Bon guitariste acoustique, Zé est capable d’écrire pour les instruments les plus improbables, et surtout pour les chœurs féminins, élément reconnaissable de sa musique, qu’il assimile aux choreutes du théâtre grec, tantôt muses tantôt harpies, rythmant l’action et lui donnant ses envolées savantes quand bien même les pieds seraient gardés dans la poussière de Bahia, dont Zé est originaire. Outre cet instrument polyphonique entre tous, on trouve aussi sur les disques de Tom Zé des traces de triangûlo (instrument-clé du forró), reco-reco, bandolim (tenu par Jarbas Mariz, héros oublié de l’acid-folk brésilien et acolyte inséparable de Zé depuis les années 90), hertZé (sampler primitif inventé en 1978), scies circulaires, feuilles de ficus, sifflements, bruits de bouche, souffle, nerfs, cerveau... etc.

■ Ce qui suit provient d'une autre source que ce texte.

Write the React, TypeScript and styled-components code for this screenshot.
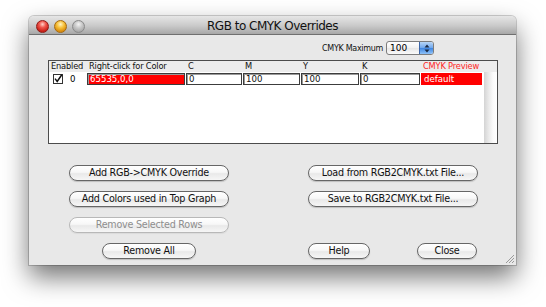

Entre minimalisme des moyens et maximalisme de l’empilement, Zé crée une musique profondément physique, parfois destinée à des compagnies de danse, et toujours animée par une pulsation basse typique du Forró, genre encore très déconsidéré au moment où Zé sort son premier album. Paradoxalement, malgré cette générosité, il y a dans la voix de Tom Zé et dans certains de ses choix harmoniques, le son de la fatigue. Fatigue de la ville, fatigue du manque de pluie, fatigue de l’exil, fatigue d’une certaine misère ? Peu importe, au fond. Tom Zé parle à tous les fatigués en qui sommeille un bâtisseur de cathédrales. Pour beaucoup, il a commencé à construire la sienne avec l’album Estudando O Samba (1975), son plus culte, réédité ces jours-ci par Mr Bongo.
Cette compil souligne tous les déséquilibres si féconds à l’œuvre dans son œuvre ! Les silences, les vides, qui font tension avec les moments de grande densité, qui semblent aimanter tout le tohu-bohu du monde en une danse sur plusieurs niveaux, un chaos orchestré avec la rigueur d’un démon et la patience d’un ange. Ce contraste entre ce manque, ces passages spartiates, et ce soudain déferlement, cette profusion atonale, c’est un peu ce qui rend Tom Zé irrémédiablement brésilien, car n’est-ce pas le brésil qui semble chercher à parler (que dis-je, à nous crier aux oreilles) à travers sa musique, et tous les autres musiciens jamais enfantés par le Brésil derrière lui ? Car le point commun le plus sûr (les mauvaises langues diraient « le plus petit dénominateur commun ») entre Dieu, Jésus, Jair Bolsonaro et Tom Zé, c’est qu’ils n’ont pas peur du ridicule. Pour la bonne ou la mauvaise cause.